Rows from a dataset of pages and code
··········
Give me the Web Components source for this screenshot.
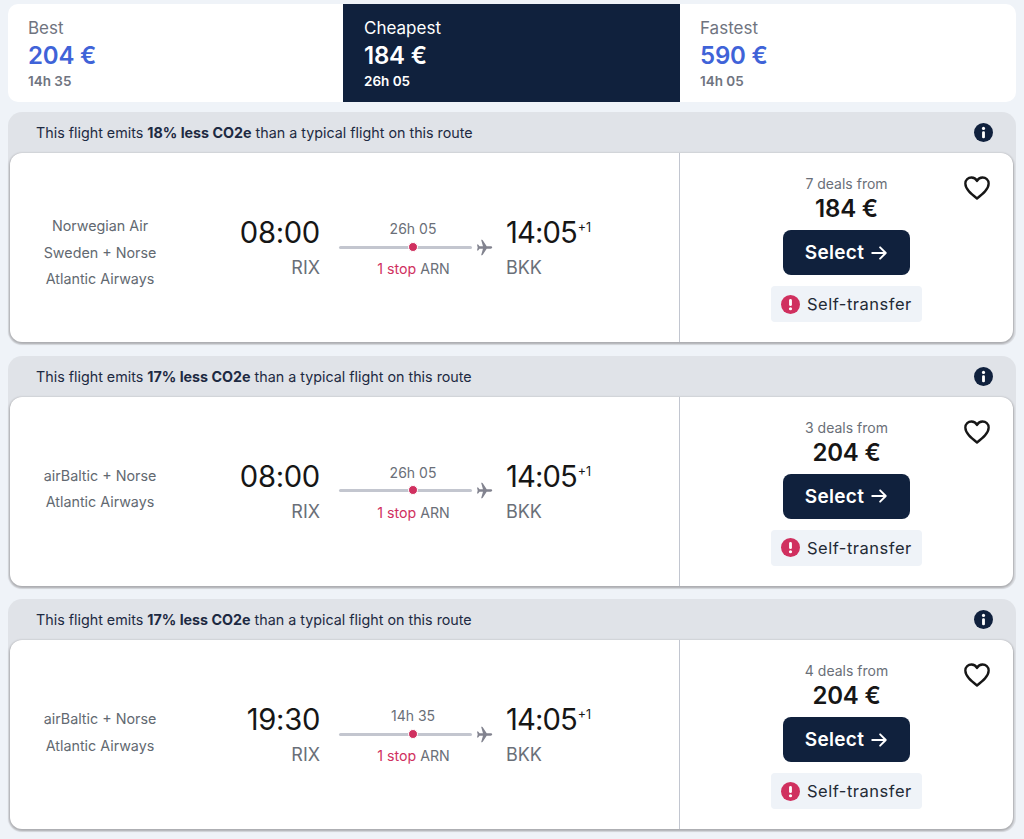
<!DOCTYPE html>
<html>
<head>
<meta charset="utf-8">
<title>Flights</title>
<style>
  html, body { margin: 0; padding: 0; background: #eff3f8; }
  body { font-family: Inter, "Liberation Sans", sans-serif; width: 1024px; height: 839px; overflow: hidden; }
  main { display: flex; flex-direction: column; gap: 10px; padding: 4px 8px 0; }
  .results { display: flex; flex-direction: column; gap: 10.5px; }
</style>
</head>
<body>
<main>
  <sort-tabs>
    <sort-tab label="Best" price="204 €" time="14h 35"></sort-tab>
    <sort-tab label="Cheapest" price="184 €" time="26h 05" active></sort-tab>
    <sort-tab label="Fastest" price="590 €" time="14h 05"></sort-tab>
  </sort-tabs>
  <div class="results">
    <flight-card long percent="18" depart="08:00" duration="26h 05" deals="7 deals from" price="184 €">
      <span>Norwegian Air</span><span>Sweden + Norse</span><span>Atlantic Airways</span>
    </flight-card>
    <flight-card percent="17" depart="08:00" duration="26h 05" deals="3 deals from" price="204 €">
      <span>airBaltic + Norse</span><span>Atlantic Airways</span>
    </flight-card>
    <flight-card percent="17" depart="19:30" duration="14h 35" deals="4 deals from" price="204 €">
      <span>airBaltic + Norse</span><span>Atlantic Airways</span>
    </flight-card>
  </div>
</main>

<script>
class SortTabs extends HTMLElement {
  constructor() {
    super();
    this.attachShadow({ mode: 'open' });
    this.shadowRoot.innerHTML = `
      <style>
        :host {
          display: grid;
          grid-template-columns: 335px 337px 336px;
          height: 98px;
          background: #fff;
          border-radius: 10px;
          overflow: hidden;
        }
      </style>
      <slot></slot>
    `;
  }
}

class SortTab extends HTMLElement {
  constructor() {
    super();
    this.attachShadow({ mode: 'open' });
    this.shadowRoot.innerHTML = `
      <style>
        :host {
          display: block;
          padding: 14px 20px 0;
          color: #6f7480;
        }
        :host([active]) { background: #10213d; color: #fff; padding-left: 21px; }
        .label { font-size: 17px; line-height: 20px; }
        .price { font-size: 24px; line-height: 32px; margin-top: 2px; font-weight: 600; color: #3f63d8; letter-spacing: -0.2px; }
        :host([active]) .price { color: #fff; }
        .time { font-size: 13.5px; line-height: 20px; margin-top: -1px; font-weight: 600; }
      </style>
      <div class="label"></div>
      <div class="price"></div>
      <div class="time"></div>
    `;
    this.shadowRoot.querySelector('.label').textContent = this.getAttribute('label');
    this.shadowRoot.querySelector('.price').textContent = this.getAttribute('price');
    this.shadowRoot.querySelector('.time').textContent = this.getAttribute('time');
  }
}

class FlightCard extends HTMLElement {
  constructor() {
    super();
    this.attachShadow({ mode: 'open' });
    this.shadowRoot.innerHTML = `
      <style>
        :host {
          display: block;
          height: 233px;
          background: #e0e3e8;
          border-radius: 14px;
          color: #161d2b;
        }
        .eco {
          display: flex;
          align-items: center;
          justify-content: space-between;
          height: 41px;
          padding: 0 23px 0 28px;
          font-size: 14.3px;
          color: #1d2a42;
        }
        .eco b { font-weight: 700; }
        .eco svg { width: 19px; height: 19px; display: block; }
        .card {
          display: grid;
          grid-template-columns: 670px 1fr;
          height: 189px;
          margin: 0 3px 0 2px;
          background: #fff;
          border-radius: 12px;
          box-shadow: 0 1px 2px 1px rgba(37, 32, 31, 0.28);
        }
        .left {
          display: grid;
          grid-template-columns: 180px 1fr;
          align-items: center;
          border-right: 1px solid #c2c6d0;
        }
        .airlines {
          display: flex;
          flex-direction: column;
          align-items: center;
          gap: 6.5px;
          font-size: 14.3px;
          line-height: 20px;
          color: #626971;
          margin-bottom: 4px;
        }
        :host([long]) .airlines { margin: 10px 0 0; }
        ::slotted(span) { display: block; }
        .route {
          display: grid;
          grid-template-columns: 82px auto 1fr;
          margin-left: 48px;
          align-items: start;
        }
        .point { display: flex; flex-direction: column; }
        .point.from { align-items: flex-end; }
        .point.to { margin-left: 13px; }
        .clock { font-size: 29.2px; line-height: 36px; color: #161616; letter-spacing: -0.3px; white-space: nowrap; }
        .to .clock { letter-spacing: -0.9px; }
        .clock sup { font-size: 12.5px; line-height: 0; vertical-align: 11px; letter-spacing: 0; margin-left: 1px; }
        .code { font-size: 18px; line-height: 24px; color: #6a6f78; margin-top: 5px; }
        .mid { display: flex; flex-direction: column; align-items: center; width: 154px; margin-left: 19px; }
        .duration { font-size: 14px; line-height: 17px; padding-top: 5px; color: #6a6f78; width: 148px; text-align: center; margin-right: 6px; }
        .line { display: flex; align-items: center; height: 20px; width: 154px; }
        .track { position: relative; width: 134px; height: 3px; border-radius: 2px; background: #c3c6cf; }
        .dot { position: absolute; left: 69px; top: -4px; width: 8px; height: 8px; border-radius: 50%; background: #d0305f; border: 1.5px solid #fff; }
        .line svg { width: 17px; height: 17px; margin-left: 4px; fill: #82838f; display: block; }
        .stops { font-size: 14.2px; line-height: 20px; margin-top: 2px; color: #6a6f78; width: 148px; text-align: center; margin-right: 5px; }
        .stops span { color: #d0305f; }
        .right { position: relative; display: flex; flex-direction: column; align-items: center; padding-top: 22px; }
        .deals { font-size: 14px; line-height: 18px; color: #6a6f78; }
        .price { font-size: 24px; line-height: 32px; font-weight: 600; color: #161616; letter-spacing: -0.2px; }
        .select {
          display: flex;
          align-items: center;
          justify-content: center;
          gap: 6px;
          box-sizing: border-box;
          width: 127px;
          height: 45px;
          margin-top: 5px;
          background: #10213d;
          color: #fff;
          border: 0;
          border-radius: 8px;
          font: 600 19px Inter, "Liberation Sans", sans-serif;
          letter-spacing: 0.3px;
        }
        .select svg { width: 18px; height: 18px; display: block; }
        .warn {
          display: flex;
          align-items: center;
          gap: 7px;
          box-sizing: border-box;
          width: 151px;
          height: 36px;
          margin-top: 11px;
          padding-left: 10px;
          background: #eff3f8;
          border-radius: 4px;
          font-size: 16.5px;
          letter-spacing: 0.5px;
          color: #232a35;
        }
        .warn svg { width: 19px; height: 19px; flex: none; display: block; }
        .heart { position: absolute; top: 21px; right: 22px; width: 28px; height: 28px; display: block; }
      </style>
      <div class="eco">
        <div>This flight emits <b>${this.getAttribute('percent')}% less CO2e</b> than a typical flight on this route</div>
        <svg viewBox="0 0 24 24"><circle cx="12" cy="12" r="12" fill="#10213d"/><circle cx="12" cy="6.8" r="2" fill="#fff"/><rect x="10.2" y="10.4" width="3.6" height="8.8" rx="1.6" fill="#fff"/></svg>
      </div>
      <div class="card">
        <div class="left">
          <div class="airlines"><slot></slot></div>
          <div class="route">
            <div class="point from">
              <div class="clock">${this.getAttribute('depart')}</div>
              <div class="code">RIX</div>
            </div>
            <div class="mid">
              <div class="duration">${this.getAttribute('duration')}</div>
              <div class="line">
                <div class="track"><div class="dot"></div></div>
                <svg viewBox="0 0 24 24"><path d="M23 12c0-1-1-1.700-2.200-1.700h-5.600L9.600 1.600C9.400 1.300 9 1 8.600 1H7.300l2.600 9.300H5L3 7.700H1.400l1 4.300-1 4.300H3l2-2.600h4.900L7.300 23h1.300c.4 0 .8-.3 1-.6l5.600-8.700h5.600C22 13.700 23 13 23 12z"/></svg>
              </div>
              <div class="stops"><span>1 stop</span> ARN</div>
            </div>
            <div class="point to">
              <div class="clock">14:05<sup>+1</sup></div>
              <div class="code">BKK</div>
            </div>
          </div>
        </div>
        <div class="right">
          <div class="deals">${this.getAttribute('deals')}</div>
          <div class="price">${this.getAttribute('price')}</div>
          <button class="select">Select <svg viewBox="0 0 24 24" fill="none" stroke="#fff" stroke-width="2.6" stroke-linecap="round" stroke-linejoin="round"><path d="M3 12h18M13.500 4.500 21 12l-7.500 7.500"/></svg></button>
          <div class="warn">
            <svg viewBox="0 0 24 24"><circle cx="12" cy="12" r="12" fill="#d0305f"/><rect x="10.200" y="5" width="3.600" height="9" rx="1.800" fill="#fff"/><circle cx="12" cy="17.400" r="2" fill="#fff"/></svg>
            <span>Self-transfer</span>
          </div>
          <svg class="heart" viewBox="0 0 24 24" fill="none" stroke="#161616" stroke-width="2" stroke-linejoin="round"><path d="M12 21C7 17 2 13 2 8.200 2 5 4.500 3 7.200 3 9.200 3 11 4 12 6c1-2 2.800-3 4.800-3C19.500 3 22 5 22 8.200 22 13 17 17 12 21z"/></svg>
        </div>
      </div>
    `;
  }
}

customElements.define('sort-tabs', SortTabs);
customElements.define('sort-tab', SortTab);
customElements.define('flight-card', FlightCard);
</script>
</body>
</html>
··········
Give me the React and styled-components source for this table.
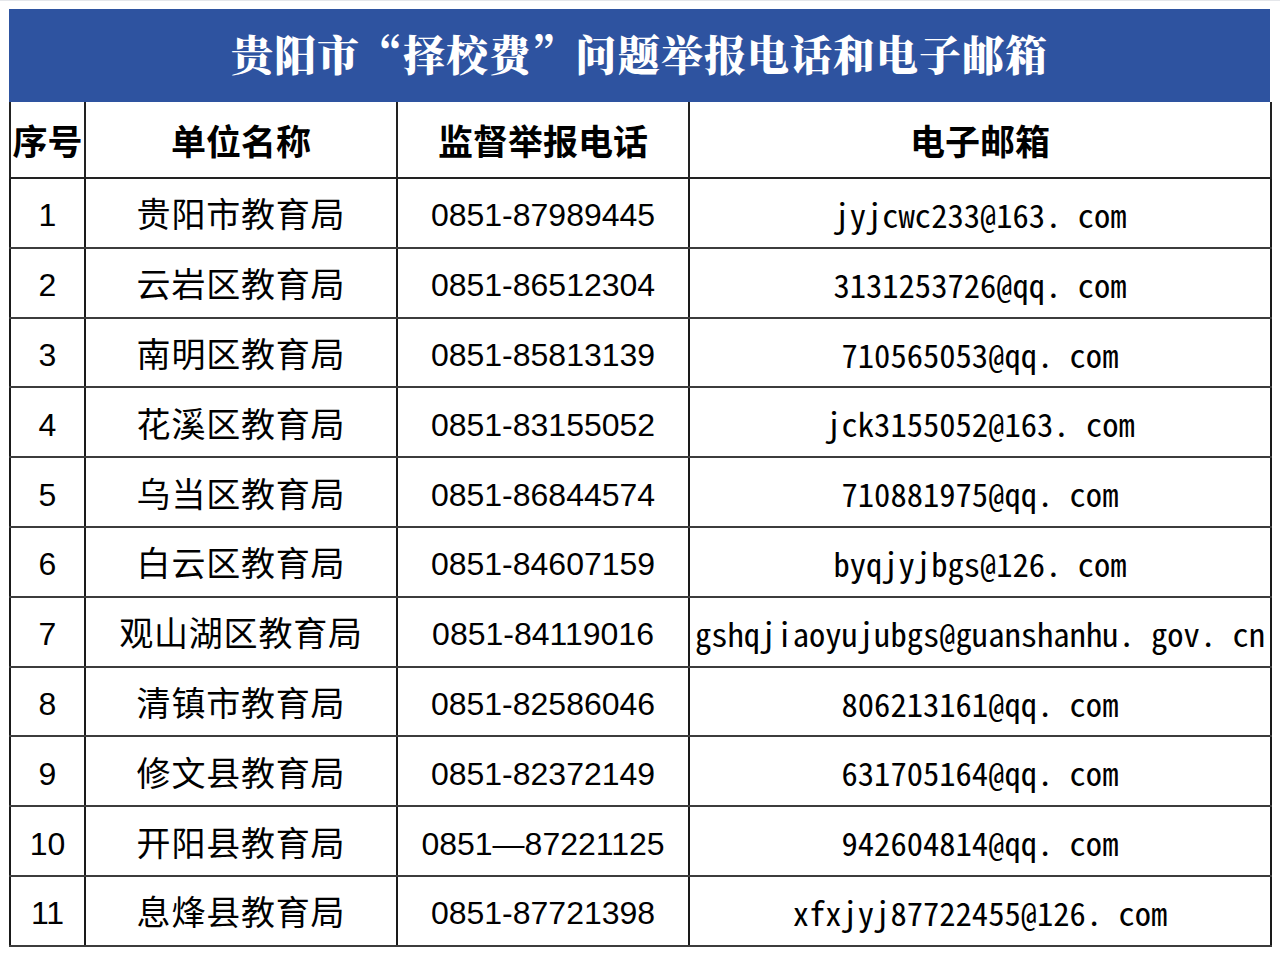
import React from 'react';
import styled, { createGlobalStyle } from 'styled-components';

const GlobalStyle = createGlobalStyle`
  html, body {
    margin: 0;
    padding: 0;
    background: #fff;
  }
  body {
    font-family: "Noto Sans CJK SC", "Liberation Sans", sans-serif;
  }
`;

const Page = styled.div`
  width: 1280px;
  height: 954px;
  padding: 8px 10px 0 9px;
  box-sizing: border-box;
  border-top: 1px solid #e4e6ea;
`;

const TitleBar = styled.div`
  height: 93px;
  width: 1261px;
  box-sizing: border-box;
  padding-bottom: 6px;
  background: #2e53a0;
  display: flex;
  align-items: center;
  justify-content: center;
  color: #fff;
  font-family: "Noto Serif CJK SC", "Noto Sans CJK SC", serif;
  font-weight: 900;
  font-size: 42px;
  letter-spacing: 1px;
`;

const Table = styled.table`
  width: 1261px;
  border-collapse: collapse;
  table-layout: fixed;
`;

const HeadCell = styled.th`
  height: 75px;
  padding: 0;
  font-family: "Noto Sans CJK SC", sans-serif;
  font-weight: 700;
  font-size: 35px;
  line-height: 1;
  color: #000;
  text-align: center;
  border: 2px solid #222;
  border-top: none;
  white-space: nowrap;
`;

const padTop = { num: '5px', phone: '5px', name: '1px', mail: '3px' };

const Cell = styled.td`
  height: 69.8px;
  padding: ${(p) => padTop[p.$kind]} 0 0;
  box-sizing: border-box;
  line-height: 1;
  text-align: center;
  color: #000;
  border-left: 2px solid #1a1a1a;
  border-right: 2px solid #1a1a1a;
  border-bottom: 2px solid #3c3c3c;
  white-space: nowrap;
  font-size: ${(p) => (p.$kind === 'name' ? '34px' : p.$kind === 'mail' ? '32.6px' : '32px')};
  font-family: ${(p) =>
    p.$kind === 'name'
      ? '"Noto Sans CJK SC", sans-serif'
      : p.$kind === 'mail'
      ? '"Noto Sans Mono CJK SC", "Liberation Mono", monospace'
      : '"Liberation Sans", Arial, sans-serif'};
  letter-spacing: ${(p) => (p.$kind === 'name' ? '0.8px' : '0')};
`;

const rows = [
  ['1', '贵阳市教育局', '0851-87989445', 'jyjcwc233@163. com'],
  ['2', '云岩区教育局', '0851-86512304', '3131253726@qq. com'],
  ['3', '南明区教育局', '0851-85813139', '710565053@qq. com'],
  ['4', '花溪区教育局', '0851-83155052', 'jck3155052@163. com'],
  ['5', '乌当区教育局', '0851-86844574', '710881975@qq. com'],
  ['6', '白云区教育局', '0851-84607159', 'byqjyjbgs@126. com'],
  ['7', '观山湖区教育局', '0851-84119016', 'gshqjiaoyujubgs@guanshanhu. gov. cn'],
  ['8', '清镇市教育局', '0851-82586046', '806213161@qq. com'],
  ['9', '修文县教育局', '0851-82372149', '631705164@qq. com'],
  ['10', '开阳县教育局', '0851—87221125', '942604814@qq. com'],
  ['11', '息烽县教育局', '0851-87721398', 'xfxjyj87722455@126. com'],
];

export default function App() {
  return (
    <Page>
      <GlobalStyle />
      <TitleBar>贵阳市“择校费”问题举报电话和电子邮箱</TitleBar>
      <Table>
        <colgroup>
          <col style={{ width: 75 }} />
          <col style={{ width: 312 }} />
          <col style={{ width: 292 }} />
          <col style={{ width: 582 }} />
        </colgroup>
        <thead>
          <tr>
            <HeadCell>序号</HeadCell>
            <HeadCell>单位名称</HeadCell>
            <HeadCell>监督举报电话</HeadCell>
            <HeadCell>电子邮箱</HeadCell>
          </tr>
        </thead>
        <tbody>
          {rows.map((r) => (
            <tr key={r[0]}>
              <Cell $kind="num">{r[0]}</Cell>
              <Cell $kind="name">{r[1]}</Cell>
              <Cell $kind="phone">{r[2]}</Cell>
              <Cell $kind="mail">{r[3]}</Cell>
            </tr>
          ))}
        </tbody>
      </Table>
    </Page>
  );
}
··········
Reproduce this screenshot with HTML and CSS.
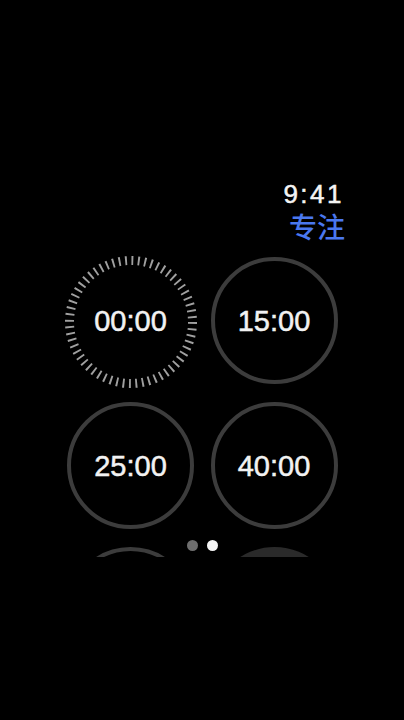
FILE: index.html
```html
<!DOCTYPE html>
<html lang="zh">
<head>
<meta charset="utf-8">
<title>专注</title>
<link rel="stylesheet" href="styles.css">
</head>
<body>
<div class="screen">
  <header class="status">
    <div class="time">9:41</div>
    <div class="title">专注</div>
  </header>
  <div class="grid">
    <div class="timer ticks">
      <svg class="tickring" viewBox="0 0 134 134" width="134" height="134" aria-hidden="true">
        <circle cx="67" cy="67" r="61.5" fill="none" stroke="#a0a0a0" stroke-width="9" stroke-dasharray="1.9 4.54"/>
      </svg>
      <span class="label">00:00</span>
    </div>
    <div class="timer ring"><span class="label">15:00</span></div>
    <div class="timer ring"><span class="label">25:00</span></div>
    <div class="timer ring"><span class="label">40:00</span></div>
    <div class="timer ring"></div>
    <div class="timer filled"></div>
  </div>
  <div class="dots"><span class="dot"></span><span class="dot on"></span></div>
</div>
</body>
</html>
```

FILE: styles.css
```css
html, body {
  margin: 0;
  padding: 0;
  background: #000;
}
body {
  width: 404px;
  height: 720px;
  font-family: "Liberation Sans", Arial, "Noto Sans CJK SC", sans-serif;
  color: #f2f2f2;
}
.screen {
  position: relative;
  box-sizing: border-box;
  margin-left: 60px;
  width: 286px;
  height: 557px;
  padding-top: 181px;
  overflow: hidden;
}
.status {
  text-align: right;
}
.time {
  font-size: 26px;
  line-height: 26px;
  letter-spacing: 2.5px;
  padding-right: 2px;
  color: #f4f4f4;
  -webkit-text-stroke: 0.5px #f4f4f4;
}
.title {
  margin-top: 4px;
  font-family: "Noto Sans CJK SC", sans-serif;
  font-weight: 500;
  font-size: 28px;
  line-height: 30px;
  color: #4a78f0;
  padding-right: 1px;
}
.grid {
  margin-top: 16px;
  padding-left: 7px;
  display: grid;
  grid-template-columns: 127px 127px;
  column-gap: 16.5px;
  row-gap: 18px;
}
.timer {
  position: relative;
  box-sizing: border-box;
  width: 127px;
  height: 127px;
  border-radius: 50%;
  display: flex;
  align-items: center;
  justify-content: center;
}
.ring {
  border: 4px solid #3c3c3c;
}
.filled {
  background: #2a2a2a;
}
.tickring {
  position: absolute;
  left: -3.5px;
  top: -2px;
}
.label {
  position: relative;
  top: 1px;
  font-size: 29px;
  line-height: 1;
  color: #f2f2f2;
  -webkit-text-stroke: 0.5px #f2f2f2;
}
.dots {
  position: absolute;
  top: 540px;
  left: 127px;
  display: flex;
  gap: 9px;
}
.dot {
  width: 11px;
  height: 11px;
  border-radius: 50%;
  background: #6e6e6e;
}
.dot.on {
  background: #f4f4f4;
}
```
··········
**Exercise objective**
Select the lines in this material that hold the word "styled", leaving none out.

**Task result**
Give me the React and styled-components source for this table.
import styled, { createGlobalStyle } from 'styled-components';
const Page = styled.div`
const TitleBar = styled.div`
const Table = styled.table`
const HeadCell = styled.th`
const Cell = styled.td`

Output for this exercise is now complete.